What's Happening?
A proposed California ballot measure aims to impose a one-time 5% tax on unrealized gains for residents with a net worth over $1 billion. This has prompted many of the state's wealthiest individuals to consider relocating. Critics, including entrepreneur David Friedberg, argue that the tax represents a government seizure of private property. Supporters claim it will address inequality and fund essential services. The measure, if passed, could significantly impact California's tax base and influence the state's economic landscape.
Why It's Important?
The proposed wealth tax in California highlights the ongoing debate over taxation and wealth distribution in the U.S. If enacted, it could lead to a significant exodus of billionaires, affecting the state's economy and potentially
setting a precedent for other states.
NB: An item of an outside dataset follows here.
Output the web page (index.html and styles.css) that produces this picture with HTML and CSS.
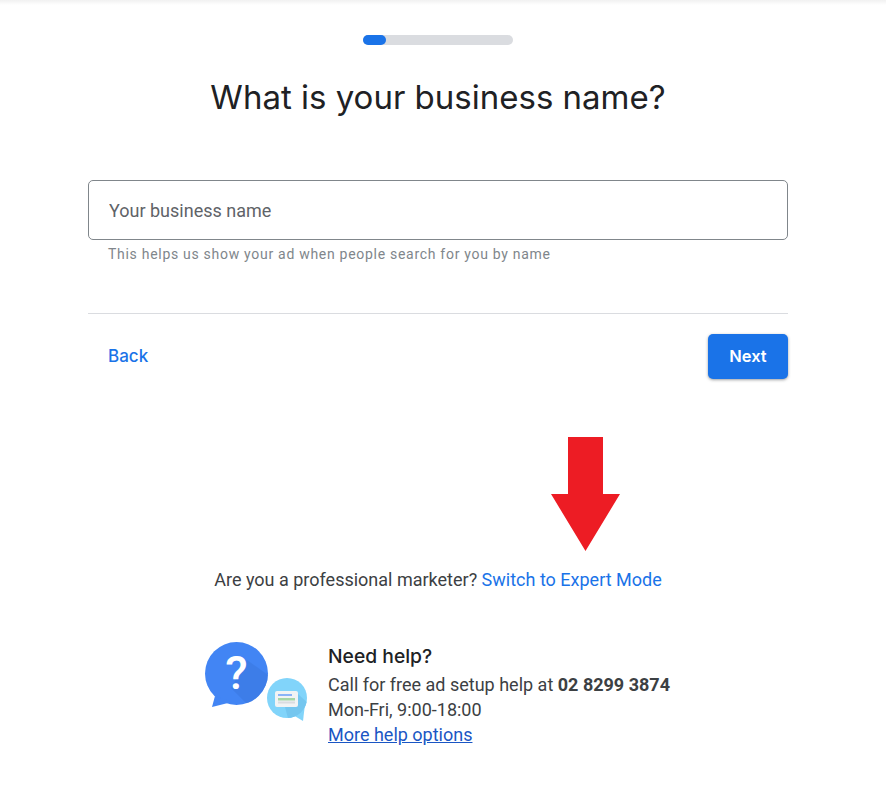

The measure's impact on business decisions and corporate relocations could reshape the economic landscape, influencing where companies choose to operate and invest. This situation underscores the tension between progressive tax policies and the business community's response to regulatory changes.
What's Next?
As the November vote approaches, business leaders and wealthy individuals are likely to intensify their planning to mitigate potential tax liabilities. This could involve legal challenges, corporate restructuring, and increased lobbying efforts. The outcome of the vote will be closely watched, as it could influence similar tax proposals in other states. Additionally, the response from other states, particularly those with more favorable tax environments, could attract businesses and individuals seeking to avoid the new tax.